Again, the Sox aren’t the first and won’t be the last. In fact, both the Astros and Yankees were also implicated in Drellich’s report, and yet, Boston is the only squad getting the attention. I do think it’s a bit ridiculous that the Red Sox are the only ones having the light shined on them.

Hell, the Astros were caught stealing signs with a hidden camera in center field and conveying the pitch to the batter in real-time via a trash can near the dugout. THAT SURE SOUNDS A LOT WORSE, FRIENDS!

Back to the matter at hand, everyone steals signs. Is it right? Maybe, maybe not, but it’s been a part of the game for quite a long time. Using outside technology is where I think things get out of that gray area and head towards being unfair. I support the punishment from the Apple Watch debacle as that was just moronic by Boston. This, however, is something completely different and shouldn’t be considered along the same lines.

Every team has access to a replay room just outside of the dugout on the way to the clubhouse. Teams can use this room to review recent at-bats to see what went wrong, or right, during that at-bat. They’re not allowed to use this room to see anything else going on during the at-bat other than the hitter at the plate.

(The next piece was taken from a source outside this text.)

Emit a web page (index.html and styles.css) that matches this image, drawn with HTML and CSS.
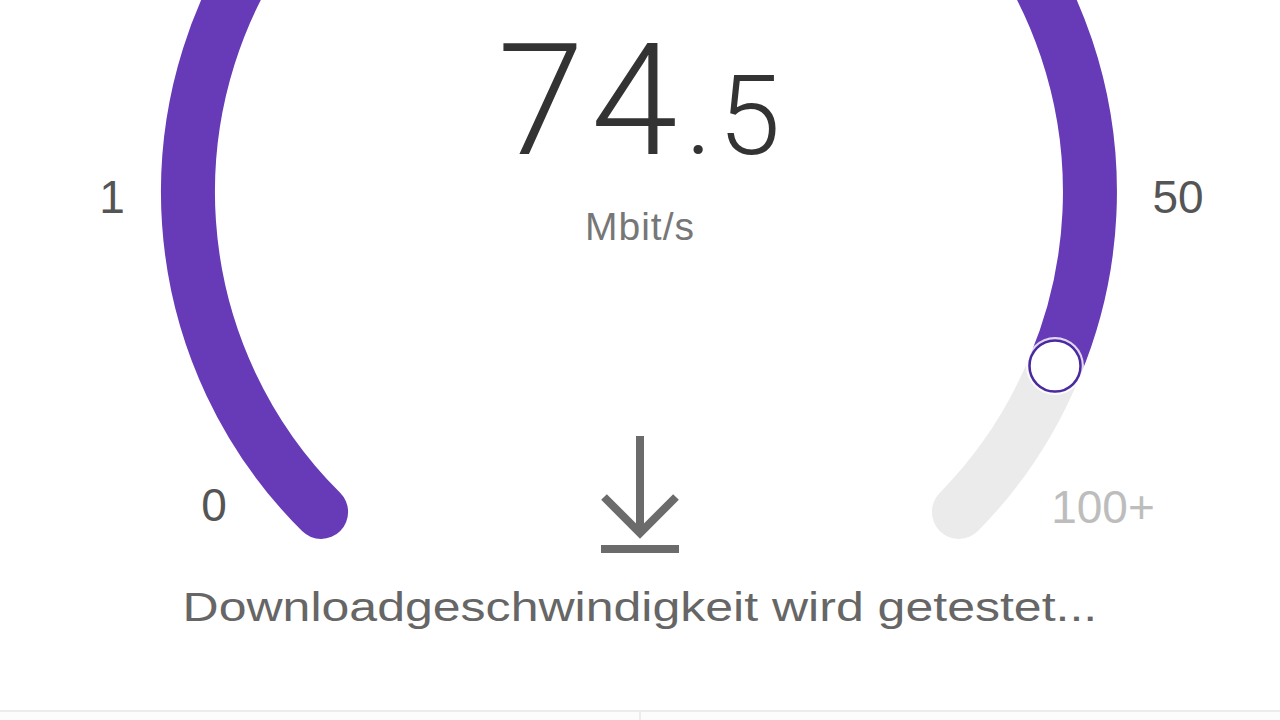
FILE: index.html
```html
<!DOCTYPE html>
<html lang="de">
<head>
<meta charset="utf-8">
<title>Speedtest</title>
<link rel="stylesheet" href="styles.css">
</head>
<body>
<div class="app">
  <main class="gauge">
    <svg class="dial" width="1280" height="710" viewBox="0 0 1280 710" aria-hidden="true">
      <path class="track" d="M1055 366 A451 451 0 0 1 958.9 511.9"/>
      <path class="fill" d="M321.1 511.9 A451 451 0 1 1 1055 366"/>
      <circle class="knob-halo" cx="1055" cy="366" r="29"/>
      <circle class="knob" cx="1055" cy="366" r="25.5"/>
    </svg>
    <span class="tick tick-1">1</span>
    <span class="tick tick-50">50</span>
    <span class="tick tick-0">0</span>
    <span class="tick tick-max">100+</span>

    <div class="readout">
      <div class="value">74<span class="decimal">.5</span></div>
      <div class="unit">Mbit/s</div>
      <svg class="dl-icon" width="82" height="120" viewBox="0 0 82 120" aria-hidden="true">
        <path d="M41 0 V97 M5 61 L41 97 L77 61 M2 113 H80"/>
      </svg>
      <p class="caption">Downloadgeschwindigkeit wird getestet...</p>
    </div>
  </main>
  <footer class="footer">
    <div class="footer-cell footer-left"></div>
    <div class="footer-cell"></div>
  </footer>
</div>
</body>
</html>
```

FILE: styles.css
```css
html, body {
  margin: 0;
  padding: 0;
  background: #ffffff;
}

body {
  font-family: "Liberation Sans", Arial, sans-serif;
  width: 1280px;
  height: 720px;
  overflow: hidden;
}

.app {
  display: flex;
  flex-direction: column;
  height: 720px;
}

.gauge {
  position: relative;
  height: 710px;
  flex: none;
}

.dial {
  position: absolute;
  left: 0;
  top: 0;
}

.track {
  fill: none;
  stroke: #ebebeb;
  stroke-width: 54;
  stroke-linecap: round;
}

.fill {
  fill: none;
  stroke: #673ab7;
  stroke-width: 54;
  stroke-linecap: round;
}

.knob-halo {
  fill: #ffffff;
  opacity: 0.8;
}

.knob {
  fill: #ffffff;
  stroke: #4a2a9e;
  stroke-width: 2.5;
}

.tick {
  position: absolute;
  font-size: 46px;
  line-height: 1;
  color: #555555;
  transform: translateX(-50%);
}

.tick-1 { left: 112px; top: 174px; }
.tick-50 { left: 1178px; top: 174px; }
.tick-0 { left: 214px; top: 482px; }
.tick-max { left: 1103px; top: 484px; color: #bdbdbd; }

.readout {
  position: relative;
  display: flex;
  flex-direction: column;
  align-items: center;
  padding-top: 23px;
}

.value {
  font-family: Roboto, "Liberation Sans", sans-serif;
  font-weight: 300;
  font-size: 156px;
  line-height: 156px;
  height: 156px;
  color: #333333;
  letter-spacing: 7px;
  margin-left: 4px;
}

.decimal {
  font-size: 112px;
  line-height: 1;
  letter-spacing: 6px;
  margin-left: 1px;
}

.unit {
  margin-top: 28px;
  font-size: 39px;
  line-height: 1;
  color: #777777;
  letter-spacing: 1px;
}

.dl-icon {
  display: block;
  margin-top: 190px;
}

.dl-icon path {
  fill: none;
  stroke: #6b6b6b;
  stroke-width: 8;
}

.caption {
  margin: 31px 0 0;
  font-size: 41px;
  line-height: 1;
  color: #666666;
  transform: scaleX(1.22);
}

.footer {
  display: flex;
  flex: 1;
  border-top: 2px solid #ececec;
  background: #fcfcfc;
}

.footer-cell {
  flex: 1;
}

.footer-left {
  border-right: 2px solid #ececec;
}
```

So, the MLB is expecting players and coaches to look at absolutely NOTHING but the batter in the box. Right.

My issue with this whole replay room business is that there wasn’t even an MLB official in the room with the teams while they were using the facility. So they were giving the teams this room to watch game footage, while the game is still happening, and expecting everyone to be Boy Scouts.

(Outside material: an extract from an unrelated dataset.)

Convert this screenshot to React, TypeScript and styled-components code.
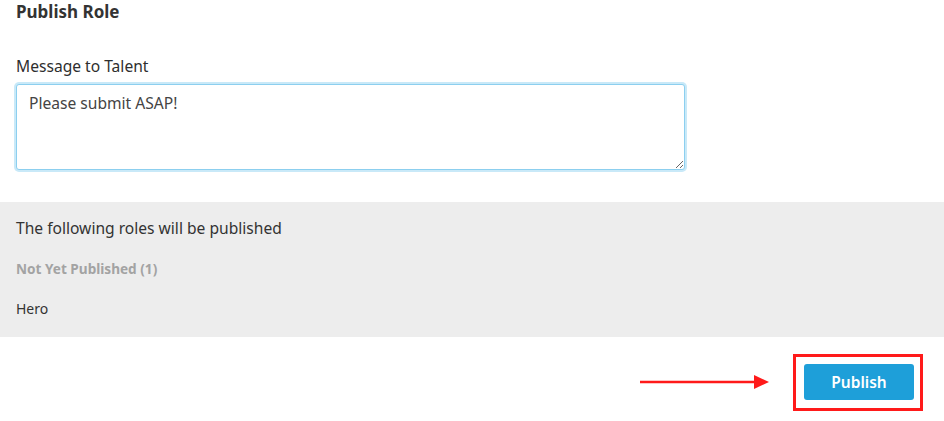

I’m sorry Rob Manfred, but this is a bad job by you. If you were going to give teams this great ability to see actual footage right after it happens, then you needed to have somebody in the room with them to keep the shenanigans at bay.

In the report, it did say that the replay rooms did have MLB officials in them for the postseason to avoid any antics by the teams. So, have monitoring during the postseason but not the regular season? There isn’t a pair of MLB officials in the ballpark that can man the two replay rooms from April to October?

I just find this a bit unbelievable and it’s why the MLB is the real loser in this debacle, not the three teams that were named.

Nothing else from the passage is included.